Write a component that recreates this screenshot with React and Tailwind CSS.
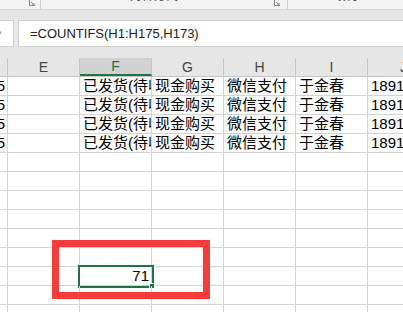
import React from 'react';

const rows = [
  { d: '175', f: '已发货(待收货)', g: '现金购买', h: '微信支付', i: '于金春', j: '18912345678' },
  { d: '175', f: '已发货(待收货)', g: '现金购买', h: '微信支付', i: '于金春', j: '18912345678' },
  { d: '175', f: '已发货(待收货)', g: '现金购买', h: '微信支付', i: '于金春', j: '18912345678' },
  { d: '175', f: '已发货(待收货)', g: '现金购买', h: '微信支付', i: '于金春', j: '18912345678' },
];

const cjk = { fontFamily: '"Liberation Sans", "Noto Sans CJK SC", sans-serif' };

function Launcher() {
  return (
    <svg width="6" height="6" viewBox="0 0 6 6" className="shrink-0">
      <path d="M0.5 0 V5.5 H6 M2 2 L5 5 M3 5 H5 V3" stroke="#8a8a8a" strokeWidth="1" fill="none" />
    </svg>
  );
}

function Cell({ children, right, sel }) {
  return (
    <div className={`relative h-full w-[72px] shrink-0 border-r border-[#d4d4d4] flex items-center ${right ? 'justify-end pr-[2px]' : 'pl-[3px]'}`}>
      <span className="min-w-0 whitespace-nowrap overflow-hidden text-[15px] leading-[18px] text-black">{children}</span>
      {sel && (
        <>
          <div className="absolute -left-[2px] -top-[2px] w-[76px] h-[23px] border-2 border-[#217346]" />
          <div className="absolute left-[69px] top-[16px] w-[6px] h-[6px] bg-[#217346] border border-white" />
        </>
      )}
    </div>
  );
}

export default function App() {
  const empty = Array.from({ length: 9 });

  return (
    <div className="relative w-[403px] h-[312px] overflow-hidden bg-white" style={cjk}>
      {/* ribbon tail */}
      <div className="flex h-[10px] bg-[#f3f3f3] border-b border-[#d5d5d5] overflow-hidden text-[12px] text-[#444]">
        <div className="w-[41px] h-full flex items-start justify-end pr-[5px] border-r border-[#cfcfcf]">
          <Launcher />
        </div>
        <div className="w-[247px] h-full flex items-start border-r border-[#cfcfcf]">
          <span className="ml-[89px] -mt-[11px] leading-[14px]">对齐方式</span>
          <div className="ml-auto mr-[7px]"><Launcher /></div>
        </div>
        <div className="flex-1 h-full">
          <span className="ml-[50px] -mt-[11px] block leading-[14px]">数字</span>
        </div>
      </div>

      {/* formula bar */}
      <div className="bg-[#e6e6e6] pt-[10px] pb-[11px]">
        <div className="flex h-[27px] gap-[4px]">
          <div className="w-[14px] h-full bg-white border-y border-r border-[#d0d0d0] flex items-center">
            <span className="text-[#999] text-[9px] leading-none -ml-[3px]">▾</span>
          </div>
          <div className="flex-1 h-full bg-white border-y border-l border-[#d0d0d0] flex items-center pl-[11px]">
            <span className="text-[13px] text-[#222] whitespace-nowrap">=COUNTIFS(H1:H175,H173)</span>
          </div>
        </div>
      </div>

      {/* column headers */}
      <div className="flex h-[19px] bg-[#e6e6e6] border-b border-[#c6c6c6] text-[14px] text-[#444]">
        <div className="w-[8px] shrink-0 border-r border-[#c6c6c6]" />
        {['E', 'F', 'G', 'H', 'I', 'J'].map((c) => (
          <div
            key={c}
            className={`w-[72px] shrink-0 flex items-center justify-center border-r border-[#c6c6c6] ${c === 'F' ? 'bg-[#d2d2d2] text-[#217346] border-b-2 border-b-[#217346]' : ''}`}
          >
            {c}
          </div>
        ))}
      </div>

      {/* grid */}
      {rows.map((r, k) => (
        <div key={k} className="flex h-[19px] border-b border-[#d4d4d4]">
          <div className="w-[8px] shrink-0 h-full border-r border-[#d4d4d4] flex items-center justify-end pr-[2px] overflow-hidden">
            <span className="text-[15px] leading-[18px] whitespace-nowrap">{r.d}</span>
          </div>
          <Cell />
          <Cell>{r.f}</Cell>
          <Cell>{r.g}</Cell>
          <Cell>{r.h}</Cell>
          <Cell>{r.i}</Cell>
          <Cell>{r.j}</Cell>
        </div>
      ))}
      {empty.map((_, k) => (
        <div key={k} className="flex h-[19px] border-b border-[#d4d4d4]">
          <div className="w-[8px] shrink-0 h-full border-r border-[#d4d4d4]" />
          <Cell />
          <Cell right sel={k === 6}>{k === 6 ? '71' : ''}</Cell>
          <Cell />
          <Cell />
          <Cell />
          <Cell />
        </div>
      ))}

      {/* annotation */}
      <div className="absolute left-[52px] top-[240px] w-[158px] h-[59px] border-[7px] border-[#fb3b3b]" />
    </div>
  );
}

☆ ☆ ☆ ☆

Task description
From the data above, write out everything exactly except the pictures.

Written answer
Write a component that recreates this screenshot with React and Tailwind CSS.
import React from 'react';

const rows = [
  { d: '175', f: '已发货(待收货)', g: '现金购买', h: '微信支付', i: '于金春', j: '18912345678' },
  { d: '175', f: '已发货(待收货)', g: '现金购买', h: '微信支付', i: '于金春', j: '18912345678' },
  { d: '175', f: '已发货(待收货)', g: '现金购买', h: '微信支付', i: '于金春', j: '18912345678' },
  { d: '175', f: '已发货(待收货)', g: '现金购买', h: '微信支付', i: '于金春', j: '18912345678' },
];

const cjk = { fontFamily: '"Liberation Sans", "Noto Sans CJK SC", sans-serif' };

function Launcher() {
  return (
    <svg width="6" height="6" viewBox="0 0 6 6" className="shrink-0">
      <path d="M0.5 0 V5.5 H6 M2 2 L5 5 M3 5 H5 V3" stroke="#8a8a8a" strokeWidth="1" fill="none" />
    </svg>
  );
}

function Cell({ children, right, sel }) {
  return (
    <div className={`relative h-full w-[72px] shrink-0 border-r border-[#d4d4d4] flex items-center ${right ? 'justify-end pr-[2px]' : 'pl-[3px]'}`}>
      <span className="min-w-0 whitespace-nowrap overflow-hidden text-[15px] leading-[18px] text-black">{children}</span>
      {sel && (
        <>
          <div className="absolute -left-[2px] -top-[2px] w-[76px] h-[23px] border-2 border-[#217346]" />
          <div className="absolute left-[69px] top-[16px] w-[6px] h-[6px] bg-[#217346] border border-white" />
        </>
      )}
    </div>
  );
}

export default function App() {
  const empty = Array.from({ length: 9 });

  return (
    <div className="relative w-[403px] h-[312px] overflow-hidden bg-white" style={cjk}>
      {/* ribbon tail */}
      <div className="flex h-[10px] bg-[#f3f3f3] border-b border-[#d5d5d5] overflow-hidden text-[12px] text-[#444]">
        <div className="w-[41px] h-full flex items-start justify-end pr-[5px] border-r border-[#cfcfcf]">
          <Launcher />
        </div>
        <div className="w-[247px] h-full flex items-start border-r border-[#cfcfcf]">
          <span className="ml-[89px] -mt-[11px] leading-[14px]">对齐方式</span>
          <div className="ml-auto mr-[7px]"><Launcher /></div>
        </div>
        <div className="flex-1 h-full">
          <span className="ml-[50px] -mt-[11px] block leading-[14px]">数字</span>
        </div>
      </div>

      {/* formula bar */}
      <div className="bg-[#e6e6e6] pt-[10px] pb-[11px]">
        <div className="flex h-[27px] gap-[4px]">
          <div className="w-[14px] h-full bg-white border-y border-r border-[#d0d0d0] flex items-center">
            <span className="text-[#999] text-[9px] leading-none -ml-[3px]">▾</span>
          </div>
          <div className="flex-1 h-full bg-white border-y border-l border-[#d0d0d0] flex items-center pl-[11px]">
            <span className="text-[13px] text-[#222] whitespace-nowrap">=COUNTIFS(H1:H175,H173)</span>
          </div>
        </div>
      </div>

      {/* column headers */}
      <div className="flex h-[19px] bg-[#e6e6e6] border-b border-[#c6c6c6] text-[14px] text-[#444]">
        <div className="w-[8px] shrink-0 border-r border-[#c6c6c6]" />
        {['E', 'F', 'G', 'H', 'I', 'J'].map((c) => (
          <div
            key={c}
            className={`w-[72px] shrink-0 flex items-center justify-center border-r border-[#c6c6c6] ${c === 'F' ? 'bg-[#d2d2d2] text-[#217346] border-b-2 border-b-[#217346]' : ''}`}
          >
            {c}
          </div>
        ))}
      </div>

      {/* grid */}
      {rows.map((r, k) => (
        <div key={k} className="flex h-[19px] border-b border-[#d4d4d4]">
          <div className="w-[8px] shrink-0 h-full border-r border-[#d4d4d4] flex items-center justify-end pr-[2px] overflow-hidden">
            <span className="text-[15px] leading-[18px] whitespace-nowrap">{r.d}</span>
          </div>
          <Cell />
          <Cell>{r.f}</Cell>
          <Cell>{r.g}</Cell>
          <Cell>{r.h}</Cell>
          <Cell>{r.i}</Cell>
          <Cell>{r.j}</Cell>
        </div>
      ))}
      {empty.map((_, k) => (
        <div key={k} className="flex h-[19px] border-b border-[#d4d4d4]">
          <div className="w-[8px] shrink-0 h-full border-r border-[#d4d4d4]" />
          <Cell />
          <Cell right sel={k === 6}>{k === 6 ? '71' : ''}</Cell>
          <Cell />
          <Cell />
          <Cell />
          <Cell />
        </div>
      ))}

      {/* annotation */}
      <div className="absolute left-[52px] top-[240px] w-[158px] h-[59px] border-[7px] border-[#fb3b3b]" />
    </div>
  );
}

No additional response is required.